Prove:(tanx/(1+tanx)) = (sinx/(sinx+cosx))

• Nov 15th 2010, 05:56 PM
tmas
Prove:(tanx/(1+tanx)) = (sinx/(sinx+cosx))
For this question the only answer I seem to get is sinx/cosx not (sinx/(sinx+cosx))

(tanx/(1+tanx)) = (sinx/(sinx+cosx))

((1-tanx/1-tanx)) times (tanx/(1+tanx))

((tanx(1-tanx))/(1-tan^2x))

(tanx-tan^2x)/(1-tan^2x))

((cosx/cosx) times (sinx/cosx) - (sin^2x/cos^2x)) / ((cos^2x/cos^2x) times 1- (sin^2x/cos^2x))

((cosxsinx - sin^2x)/cos^2x) / ((cos^2x-sin^2x)/cos^2x)

multiply the reciprocal and cancel i get

sinx/cosx

ugh.. what did i do wrong??
• Nov 15th 2010, 06:11 PM
skeeter
you're really making this too hard ...

$\displaystyle \displaystyle \frac{\tan{x}}{1+\tan{x}} =$

$\displaystyle \displaystyle\frac{\frac{\sin{x}}{\cos{x}}}{1 + \frac{\sin{x}}{\cos{x}}}$

finish it by multiplying numerator and denominator by $\displaystyle \cos{x}$ ...
• Nov 15th 2010, 06:13 PM
tmas
ohh.. haha. thanks.. for some reason i never see the easiness of it .. ugh
• Feb 2nd 2011, 03:01 AM
ericpepin
One of the easiest way to prove this we can also use it as (1-tanx)/tanx= (sinx-cosx)/cosx. because we changing both numerator so this will be ok and both sides will give you result cotx-1 so this is proved. Thanks
• Feb 2nd 2011, 03:56 AM
Quote:

Originally Posted by tmas
For this question the only answer I seem to get is sinx/cosx not (sinx/(sinx+cosx))

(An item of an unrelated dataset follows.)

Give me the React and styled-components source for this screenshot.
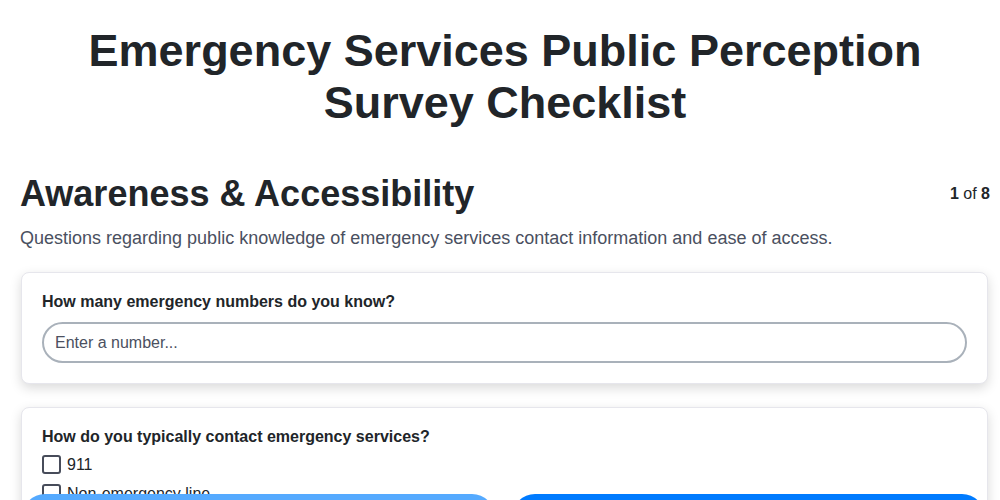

(tanx/(1+tanx)) = (sinx/(sinx+cosx))

((1-tanx/1-tanx)) times (tanx/(1+tanx))

((tanx(1-tanx))/(1-tan^2x))

(tanx-tan^2x)/(1-tan^2x))

((cosx/cosx) times (sinx/cosx) - (sin^2x/cos^2x)) / ((cos^2x/cos^2x) times 1- (sin^2x/cos^2x))

((cosxsinx - sin^2x)/cos^2x) / ((cos^2x-sin^2x)/cos^2x)

multiply the reciprocal and cancel i get

sinx/cosx

ugh.. what did i do wrong??

You went wrong on your final step.

$\displaystyle \displaystyle\frac{\left(cosx\;sinx-sin^2x\right)\frac{1}{cos^2x}}{\left(cos^2x-sin^2x\right)\frac{1}{cos^2x}}=\frac{cosx\;sinx-sin^2x}{cos^2x-sin^2x}$

$\displaystyle =\displaystyle\frac{sinx(cosx-sinx)}{(cosx-sinx)(cosx+sinx)}$

Simplest is to ask "how do we get from $\displaystyle tanx\rightarrow\ sinx$ in the numerator" ?

$\displaystyle \displaystyle\frac{tanx}{1+tanx}=\left[\frac{cosx}{cosx}\right]\frac{tanx}{1+tanx}$
• Feb 2nd 2011, 04:14 AM
DrSteve
Whenever you are trying to prove a trig identity with tan x, cot x, sec x or csc x, a method that usually works pretty easily is to change these into sin x and cos x and then simplify algebraically. So if you don't see a quicker way right away always try this.
• Feb 2nd 2011, 04:14 AM
skeeter
Quote:

Originally Posted by ericpepin
One of the easiest way to prove this we can also use it as (1-tanx)/tanx= (sinx-cosx)/cosx. because we changing both numerator so this will be ok and both sides will give you result cotx-1 so this is proved. Thanks

ok ... but what does that have to do with the original identity to be proved in this thread?
• Feb 2nd 2011, 08:46 PM
ericpepin
Quote:

Originally Posted by skeeter
ok ... but what does that have to do with the original identity to be proved in this thread?

I think here we trying to prove L.H.S.=R.H.S.